The public float, or the number of shares available for trading, is a crucial factor in shaping a stock’s liquidity and volatility. A smaller float often means lower liquidity, as there are fewer shares available to trade at any given moment. This limited availability can cause more dramatic price swings when demand shifts, leading to increased volatility.
For both investors and traders, knowing a stock’s public float is essential. Stocks with a high float usually have more stable prices and are easier to trade. On the other hand, low float stocks carry higher risks but can also offer the chance for significant price movements.
Why do market indices rely on public float instead of total shares outstanding?
Market indices rely on public float because it represents the shares actively available for public trading. Unlike total shares outstanding, public float excludes restricted or closely held shares, offering a clearer picture of a stock’s liquidity and trading activity.
By using public float, indices can more accurately reflect the portion of a company’s stock that influences market behavior, ensuring their calculations align with real trading conditions and investor participation.
How do share buybacks affect public float and shares outstanding?

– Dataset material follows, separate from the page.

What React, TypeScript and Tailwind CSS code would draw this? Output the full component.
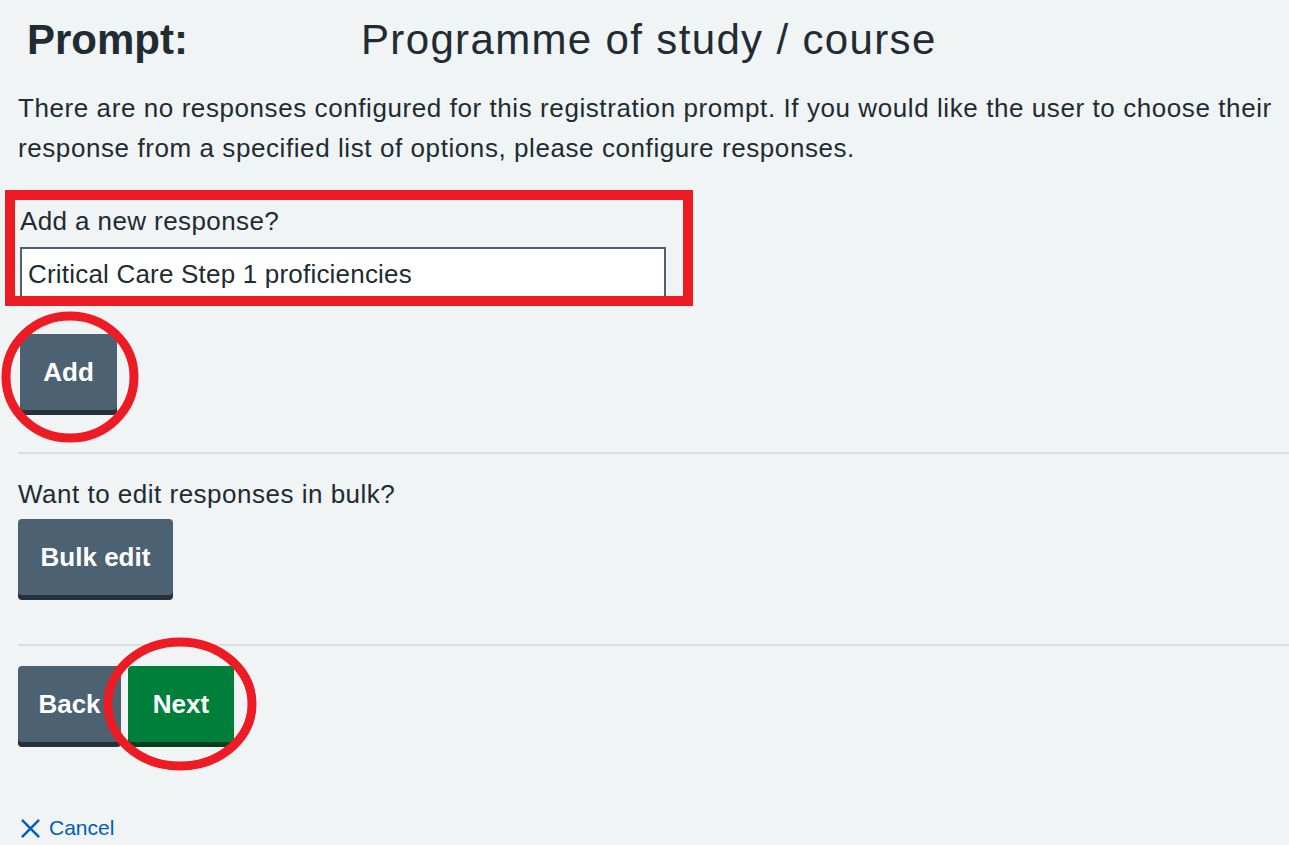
export default function App() {
  return (
    <div
      className="relative min-h-screen w-full overflow-hidden bg-[#f0f4f5] text-[#212b32]"
      style={{ fontFamily: '"Liberation Sans", Arial, sans-serif' }}
    >
      {/* Page */}
      <div className="pl-[18px]">
        {/* Heading */}
        <div className="flex h-[80px] items-center text-[42px] leading-none">
          <span className="ml-[9px] w-[334px] font-bold">Prompt:</span>
          <span className="tracking-[1.35px]">Programme of study / course</span>
        </div>

        <p className="mt-[8px] text-[26px] leading-[40px] tracking-[0.58px]">
          There are no responses configured for this registration prompt. If you would like the user to choose their
          response from a specified list of options, please configure responses.
        </p>

        {/* New response */}
        <div className="mt-[33px] pl-[2px]">
          <label className="block text-[26px] leading-[40px] tracking-[0.4px]">Add a new response?</label>
          <div className="mt-[6px] h-[58px] w-[646px] border-2 border-[#4c6272] bg-white px-[6px] text-[26px] leading-[50px] tracking-[0.2px] text-[#212b32]">
            Critical Care Step 1 proficiencies
          </div>
        </div>

        <button className="ml-[2px] mt-[29px] h-[76px] w-[97px] rounded-[4px] bg-[#4c6272] text-[26px] font-bold text-white shadow-[0_5px_0_#263139]">
          Add
        </button>

        <hr className="mt-[42px] border-0 border-t-2 border-[#d8dde0]" />

        {/* Bulk edit */}
        <p className="mt-[20px] text-[26px] leading-[40px] tracking-[0.5px]">Want to edit responses in bulk?</p>
        <button className="mt-[5px] h-[76px] w-[155px] rounded-[4px] bg-[#4c6272] text-[26px] font-bold text-white shadow-[0_5px_0_#263139]">
          Bulk edit
        </button>

        <hr className="mt-[49px] border-0 border-t-2 border-[#d8dde0]" />

        {/* Actions */}
        <div className="mt-[20px] flex gap-[7px]">
          <button className="h-[76px] w-[103px] rounded-[4px] bg-[#4c6272] text-[26px] font-bold text-white shadow-[0_5px_0_#263139]">
            Back
          </button>
          <button className="h-[76px] w-[106px] rounded-[4px] bg-[#007f3b] text-[26px] font-bold text-white shadow-[0_5px_0_#00401e]">
            Next
          </button>
        </div>

        <a className="mt-[72px] flex items-center gap-[8px] pl-[2px] text-[21px] leading-[28px] text-[#005eb8]">
          <svg width="21" height="21" viewBox="0 0 22 22" fill="none" stroke="#005eb8" strokeWidth="2.6">
            <path d="M2 2 L20 20 M20 2 L2 20" />
          </svg>
          Cancel
        </a>
      </div>

      {/* Annotations */}
      <div className="pointer-events-none absolute left-[5px] top-[190px] h-[116px] w-[688px] border-[10px] border-[#ed1c24]" />
      <svg className="pointer-events-none absolute left-0 top-[310px]" width="142" height="136" viewBox="0 0 142 136">
        <ellipse cx="70" cy="67" rx="64" ry="61" fill="none" stroke="#ed1c24" strokeWidth="9" />
      </svg>
      <svg className="pointer-events-none absolute left-[102px] top-[636px]" width="158" height="138" viewBox="0 0 158 138">
        <ellipse cx="78" cy="68" rx="72" ry="62" fill="none" stroke="#ed1c24" strokeWidth="9" />
      </svg>
    </div>
  );
}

When companies engage in share buybacks, they remove shares from the open market, which reduces the public float – the number of shares available for trading. However, unless those repurchased shares are officially canceled, the total shares outstanding usually stays the same. This decrease in public float can affect stock liquidity and potentially lead to greater price swings, which are key considerations for both investors and traders.